Le hasard lui offrit, dans le cours de ses études, quelques livres de géométrie élémentaire qui lui en inspirèrent le goût, et les éloges de Fontenelle qui lui apprirent qu’une carrière paisible et glorieuse est presque toujours le prix du talent, et même de l’amour des sciences. Son père vit avec peine des dispositions qui s’opposaient aux vues qu’il avait formées ; mais il fallut céder à un penchant devenu bientôt irrésistible.

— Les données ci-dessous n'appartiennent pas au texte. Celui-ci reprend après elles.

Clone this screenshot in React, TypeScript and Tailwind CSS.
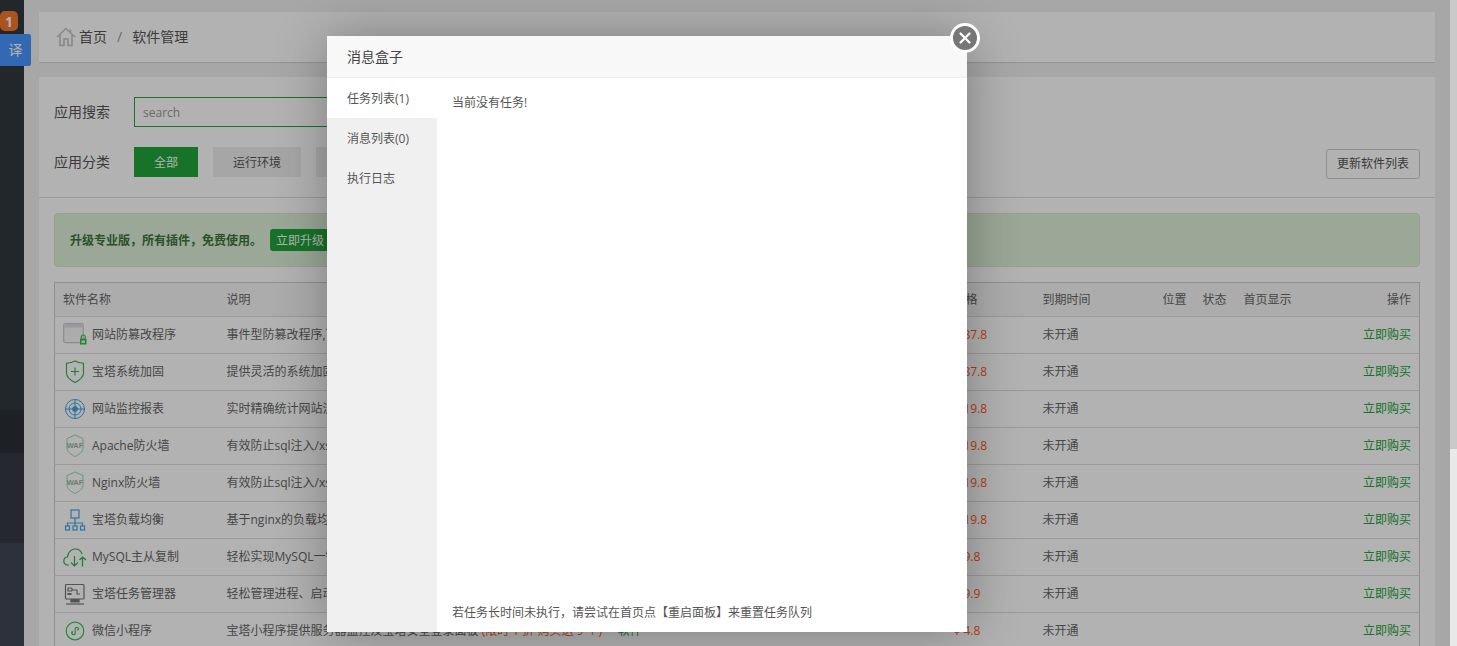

Il ne faut pas regarder cette opposition, dont l’histoire des sciences offre tant d’exemples, même dans ce siècle, comme la suite d’un mépris pour les sciences, heureusement bien éloigné de nos mœurs actuelles. Tl est souvent difficile de distinguer si ce penchant pour l’étude, au lieu d’être l’effet ou le signe d’un véritable talent, n’est pas plutôt le fruit d’une effervescence passagère ; si même il ne sert pas de voile à un dégoût pour d’autres états, dont les commencements exigent plus de contrainte et de sacrifices : aussi un père qui sait que l’instruction et les lumières ne mènent, dans les différentes classes de la société, aux distinctions, ni à la fortune, est très-excusable de regarder comme perdu le temps qu’après ses études ordinaires son fils aurait employé à perfectionner son esprit ou sa raison, et dans cette circonstance, comme dans bien d’autres, les fautes des particuliers sont l’ouvrage des institutions publiques.